Communion Of Dreams


“My Father’s Gun”.
December 11, 2009, 11:55 am
Filed under: Connections, Guns, Health, Privacy, Society, Survival, Violence, Writing stuff

I just sent the following email:

University City Chief of Police
Colonel Charles Adams
6801 Delmar Blvd.
University City, MO 63130

Colonel Adams,

40 years ago, in the early hours of 12 December, my father, Wilbert James Downey, died while performing his duties as a patrolman for the University City Police Department.

Your department, and the people of University City, have always graciously recognized his sacrifice, and honored his memory. This has always been a comfort to my family, and to myself, though I have not participated in any of the remembrances in recent years.

This morning I would like to ask your assistance in doing some research for a book about my father. I need some information which is not readily available, but it may be in your archives or in the collective memory of the department.

I would like to know about my father’s service revolver. I know that it was a .38 special, probably a S & W Model 15. If you could confirm this, or provide any additional information, I would greatly appreciate it. Is it possible that a serial number was recorded? Was the revolver retained by the department, or was it considered personal property?

Any help in this matter would be most welcome. If there is someone else there at the department with whom it would be better for me to correspond, please let me know.

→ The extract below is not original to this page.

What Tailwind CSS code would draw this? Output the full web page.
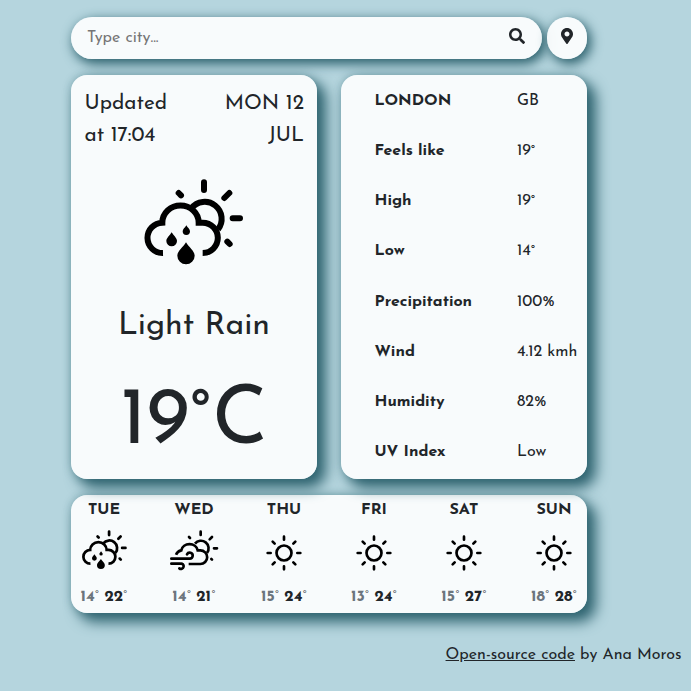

Thank you for your time, and your service to the community –

James Downey

And with that, I have begun a new project, a new journey, likely a new book.

I’ve mentioned before that this time of year always leaves me feeling . . . nachdenklich. This year the intensity of the rumination has been greater than before. I’m not entirely sure why. Regardless, the feeling is there, and it has been growing on me all this year.

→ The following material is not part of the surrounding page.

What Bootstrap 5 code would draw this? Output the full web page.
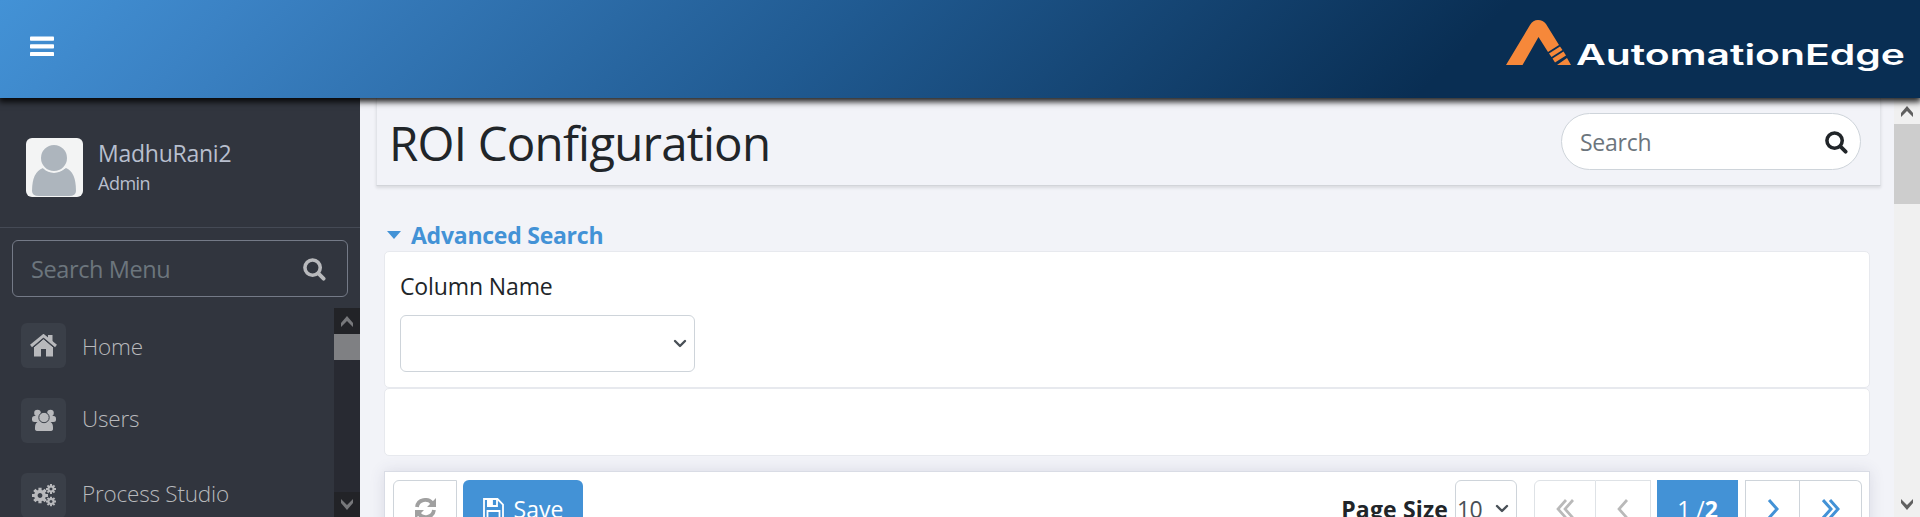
<!DOCTYPE html>
<html lang="en">
<head>
<meta charset="utf-8">
<meta name="viewport" content="width=device-width, initial-scale=1">
<title>ROI Configuration</title>
<link href="https://cdn.jsdelivr.net/npm/bootstrap@5.3.0/dist/css/bootstrap.min.css" rel="stylesheet">
<style>
body{font-family:"Open Sans","Noto Sans",sans-serif;font-size:23px;line-height:1.5;background:#f2f3f8;color:#212529;height:517px;overflow:hidden}
svg{display:block;flex:none}
.topbar{height:98px;background:linear-gradient(135deg,#4392d6 0%,#3b82c4 12%,#205a91 43%,#092e53 75%,#092e53 100%);box-shadow:0 3px 6px 1px rgba(0,0,0,.85);z-index:5}
.topbar .brand-mark{margin:17px 14px 0 0}
.shell{height:419px}
.side{width:360px;background:#31353e;color:#b8bfce}
.profile{height:130px;flex:none;padding:40px 0 0 26px;border-bottom:1px solid #454a55}
.avatar{width:57px;height:59px;border-radius:6px;background:#f3f4f4;overflow:hidden}
.profile .who{margin-left:15px;line-height:1}
.who .user-name{font-size:23px;letter-spacing:-.25px;margin-top:4px}
.who .user-role{font-size:18px;letter-spacing:-.5px;margin-top:9px}
.menu-search{width:336px;height:57px;flex:none;margin:12px 12px 11px;border:1px solid #747a87;border-radius:6px;padding:2px 21px 0 18px;color:#6c757d;font-size:23.5px;letter-spacing:-.4px}
.menu-item{height:45px;margin:0 0 30px 21px;color:#b8b9bc;font-weight:300;font-size:22.5px}
.tile{width:45px;height:45px;border-radius:6px;background:#3a3f48;color:#b8b9bc;margin-right:16px}
.menu-item span{padding-top:3px;letter-spacing:-.2px}
.menu-rail{width:26px;background:#282a32}
.rail-btn{height:26px;background:#222327}
.menu-rail .thumb{height:26px;background:#7f8083}
.page-rail{width:26px;background:#f0f0f0}
.page-rail .thumb{height:80px;background:#cdcdcd}
.page-rail .end,.menu-rail .end{height:25px}
.content-area{padding:0 13px 0 16px}
.title-bar{height:88px;border:1px solid #e2e4e9;border-top:0;border-bottom-color:#d2d4d9;box-shadow:0 2px 3px rgba(0,0,0,.1);padding:0 19px 0 12px}
.title-bar h1{font-size:47.5px;font-weight:400;line-height:1;letter-spacing:-.8px;margin:21px 0 0}
.pill{width:300px;height:57px;margin-top:15px;border:1px solid #ced4da;border-radius:29px;background:#fff;color:#6c757d;padding:2px 12px 0 18px;letter-spacing:-.25px}
.panels{padding:0 11px 0 8px}
.adv{height:65px;color:#4392d6;font-weight:700;font-size:23px;line-height:30px;letter-spacing:-.25px;padding:32px 0 0 3px}
.panel{background:#fff;border:1px solid #e7e9ee;border-radius:5px}
.panel-a{height:137px;padding:15px 15px}
.panel-a .caption{line-height:38px;height:48px;letter-spacing:-.12px}
.panel-a .form-select{width:295px;height:57px;border:1px solid #ced4da;border-radius:6px;background:#fff;padding:0 7px}
.panel-b{height:68px}
.grid-panel{height:70px;margin-top:15px;background:#fff;border:1px solid #d9dce5;box-shadow:0 0 14px rgba(60,65,100,.13);padding:8px 7px 8px 8px}
.tool{height:57px;border:1px solid #ced4da;background:#fff}
.rounded-start{border-radius:6px 0 0 6px!important}
.rounded-end{border-radius:0 6px 6px 0!important}
.tool span{padding-top:2px}
.save{width:120px;background:#4392d6;border:0;color:#fff;border-radius:6px;margin-left:6px;gap:10px;font-size:23px}
.size{width:62px;margin:0 17px 0 7px;border-radius:6px;color:#495057;padding:0 7px 0 1px;letter-spacing:-.7px}
.pgbtn{color:#4392d6}
.off{color:#b9b9b9;border-color:#dee2e6}
.cur{width:81px;border:0;background:#4392d6;color:#fff;margin:0 7px 0 6px}
</style>
</head>
<body>
<svg width="0" height="0" class="position-absolute">
  <symbol id="lens" viewBox="0 0 24 24"><g fill="none" stroke="currentColor"><circle cx="10" cy="10" r="8" stroke-width="3.7"/><path d="M16 16l5.5 5.500" stroke-width="4" stroke-linecap="round"/></g></symbol>
  <symbol id="up" viewBox="0 0 12 11"><path d="M0 7V11L6 5l6 6V7L6 0z" fill="currentColor"/></symbol>
  <symbol id="down" viewBox="0 0 12 11"><path d="M0 4V0l6 6 6-6v4L6 11z" fill="currentColor"/></symbol>
  <symbol id="chev" viewBox="0 0 14 10"><path d="M2 2l5 5 5-5" fill="none" stroke="#495057" stroke-width="2.4" stroke-linecap="round" stroke-linejoin="round"/></symbol>
  <symbol id="cog" viewBox="-12 -12 24 24"><circle r="6.200" fill="none" stroke="currentColor" stroke-width="5.200"/><g stroke="currentColor" stroke-width="4.800"><path d="M0-7v-5M0 7v5M-7 0h-5M7 0h5M5-5l3.500-3.500M-5 5l-3.500 3.500M-5-5l-3.500-3.500M5 5l3.500 3.500"/></g></symbol>
</svg>
<header class="topbar d-flex justify-content-between position-relative">
  <svg width="24" height="20" style="margin:36px 0 0 30px" fill="#fff"><rect y=".5" width="24" height="4.300" rx=".8"/><rect y="8.300" width="24" height="4.300" rx=".8"/><rect y="16" width="24" height="4.200" rx=".8"/></svg>
  <svg class="brand-mark" width="401" height="62" viewBox="0 0 401 62">
    <path d="M1 48L25 8Q28 3 33 3Q38 3 41 7L54 28 43 35 33.500 20 17.500 48Z" fill="#f6883a"/>
    <path d="M44 36.500L55 29.500 57.500 33 46.500 40ZM47.500 41.500L58.500 34.500 61 38.500 50 45.500ZM52 48L62 41 66 48Z" fill="#f6883a"/>
    <text x="71" y="47.500" fill="#fff" font-family="Inter,sans-serif" font-size="28.500" font-weight="600" textLength="329" lengthAdjust="spacingAndGlyphs">AutomationEdge</text>
  </svg>
</header>
<div class="shell d-flex">
  <aside class="side d-flex flex-column flex-shrink-0">
    <div class="profile d-flex">
      <div class="avatar"><svg width="57" height="59"><g fill="#adb5bd"><path d="M6 53Q6 34 17 30Q28 38 40 30Q50 34 50 53Q50 58 43 58H13Q6 58 6 53Z"/><circle cx="28" cy="20" r="14" stroke="#f3f4f4" stroke-width="2"/></g></svg></div>
      <div class="who"><div class="user-name">MadhuRani2</div><div class="user-role">Admin</div></div>
    </div>
    <div class="menu-search d-flex align-items-center justify-content-between"><span>Search Menu</span><svg width="23" height="23" color="#b8b9bc"><use href="#lens"/></svg></div>
    <div class="d-flex flex-grow-1 overflow-hidden">
      <nav class="flex-grow-1" style="padding-top:15px">
        <div class="menu-item d-flex align-items-center"><div class="tile d-flex align-items-center justify-content-center"><svg width="27" height="23" viewBox="0 0 27 23"><path d="M1 12L13.500 1.700 26 12" fill="none" stroke="currentColor" stroke-width="3"/><path d="M18 1h4.500v8L18 5.500zM4 13l9.500-8L23 13v9.500h-7V15h-5v7.500H4z" fill="currentColor"/><path d="M3 13.700l10.500-9 10.500 9" fill="none" stroke="#3a3f48"/></svg></div><span>Home</span></div>
        <div class="menu-item d-flex align-items-center"><div class="tile d-flex align-items-center justify-content-center"><svg width="24" height="23" viewBox="0 0 24 23" fill="currentColor"><circle cx="5.500" cy="4" r="3.300"/><circle cx="18.500" cy="4" r="3.300"/><rect y="7" width="9" height="6" rx="2.500"/><rect x="15" y="7" width="9" height="6" rx="2.500"/><path d="M3 22V18Q3 13 8 12H16Q21 13 21 18V20Q21 22 18 22H6Q3 22 3 20Z"/><circle cx="12" cy="8.500" r="5.200" stroke="#3a3f48"/></svg></div><span class="pt-0 pb-1">Users</span></div>
        <div class="menu-item d-flex align-items-center"><div class="tile d-flex align-items-center justify-content-center"><svg width="24" height="23" viewBox="0 0 24 23"><use href="#cog" x="0" y="3.500" width="16" height="16"/><use href="#cog" x="14" y="0" width="10" height="10"/><use href="#cog" x="14" y="12.500" width="10" height="10"/></svg></div><span class="pt-0 pb-1">Process Studio</span></div>
      </nav>
      <div class="menu-rail d-flex flex-column"><div class="rail-btn d-flex align-items-center justify-content-center"><svg width="12" height="11" color="#77787b"><use href="#up"/></svg></div><div class="thumb"></div><div class="rail-btn end mt-auto d-flex align-items-center justify-content-center"><svg width="12" height="11" color="#77787b"><use href="#down"/></svg></div></div>
    </div>
  </aside>
  <main class="content-area flex-grow-1">
    <div class="title-bar d-flex justify-content-between"><h1>ROI Configuration</h1><div class="pill d-flex align-items-center justify-content-between"><span>Search</span><svg width="23" height="23" color="#212529"><use href="#lens"/></svg></div></div>
    <div class="panels">
      <div class="adv d-flex align-items-center"><svg width="14" height="8" style="margin-right:10px"><path d="M0 0h14L7 8z" fill="currentColor"/></svg><span>Advanced Search</span></div>
      <section class="panel panel-a"><div class="caption">Column Name</div><div class="form-select d-flex align-items-center justify-content-end"><svg width="14" height="10"><use href="#chev"/></svg></div></section>
      <section class="panel panel-b"></section>
      <section class="grid-panel d-flex">
        <div class="tool rounded-start d-flex align-items-center justify-content-center" style="width:64px"><svg width="21" height="21" viewBox="0 0 21 21"><g fill="none" stroke="#a0a0a0" stroke-width="3.800"><path d="M2 9C3 1 13 0 17 5M19 12c-1 8-11 9-15 4"/></g><path d="M21 0v9h-9zM0 21v-9h9z" fill="#a0a0a0"/></svg></div>
        <div class="tool save d-flex align-items-center justify-content-center"><svg width="21" height="21" viewBox="0 0 21 21" fill="none" stroke="#fff" stroke-width="1.800"><path d="M1 1h13.500L20 6.500V20H1zM4.500 20v-7h12v7"/><path d="M5 1v7h9V1z"/><path d="M5 1h4v7H5z" fill="#fff"/></svg><span>Save</span></div>
        <div class="ms-auto d-flex align-items-center" style="height:57px"><b style="letter-spacing:.15px;padding-top:2px">Page Size</b>
          <div class="tool size d-flex align-items-center justify-content-between"><span>10</span><svg width="14" height="10"><use href="#chev"/></svg></div>
          <div class="tool pgbtn off rounded-start d-flex align-items-center justify-content-center" style="width:62px"><svg width="18" height="20" fill="none" stroke="currentColor" stroke-width="2.700"><path d="M10 1L2 10l8 9M17 1l-8 9 8 9"/></svg></div>
          <div class="tool pgbtn off border-start-0 d-flex align-items-center justify-content-center" style="width:55px"><svg width="12" height="20" fill="none" stroke="currentColor" stroke-width="2.700"><path d="M10 1L2 10l8 9"/></svg></div>
          <div class="tool cur d-flex align-items-center justify-content-center"><span>1 /<b>2</b></span></div>
          <div class="tool pgbtn d-flex align-items-center justify-content-center" style="width:55px"><svg width="12" height="20" fill="none" stroke="currentColor" stroke-width="3"><path d="M2 1l8 9-8 9"/></svg></div>
          <div class="tool pgbtn border-start-0 rounded-end d-flex align-items-center justify-content-center" style="width:62px"><svg width="18" height="20" fill="none" stroke="currentColor" stroke-width="3"><path d="M1 1l8 9-8 9M8 1l8 9-8 9"/></svg></div>
        </div>
      </section>
    </div>
  </main>
  <div class="page-rail d-flex flex-column align-items-stretch"><div class="d-flex align-items-center justify-content-center" style="height:26px"><svg width="12" height="11" color="#606060"><use href="#up"/></svg></div><div class="thumb"></div><div class="end mt-auto d-flex align-items-center justify-content-center"><svg width="12" height="11" color="#606060"><use href="#down"/></svg></div></div>
</div>
<script src="https://cdn.jsdelivr.net/npm/bootstrap@5.3.0/dist/js/bootstrap.bundle.min.js"></script>
</body>
</html>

So, I’ve decided to embark on a quest to find my father’s gun. Specifically, his service revolver mentioned above. And through this, to find him.

Because the gun itself doesn’t really matter. What does matter is the journey. As I told my sister in an email this morning:

I too had been feeling that this year was somehow more ‘significant’, and it has had a greater impact on me than in most past years. In fact, this morning I was going to draft a letter/email to Chief Adams at the U City PD, and thereby initiate something I had been thinking about for the last couple of years: writing a book about dad through the mechanism of trying to track down his service revolver (working title idea “My Father’s Gun”). My intent is to explore a lot of the things I have thought about and wondered about over the last 40 years, as a way of understanding him and the lives he touched. I was planning on incorporating all my correspondence and such available resources as I can find – which will also mean my finally coming to terms with things I have deliberately tried to avoid (I think for good reason).

I’ve invited her to join me on this journey (we get along very well, and could work together on such a project easily), adding her perspective along the way. We’ll see.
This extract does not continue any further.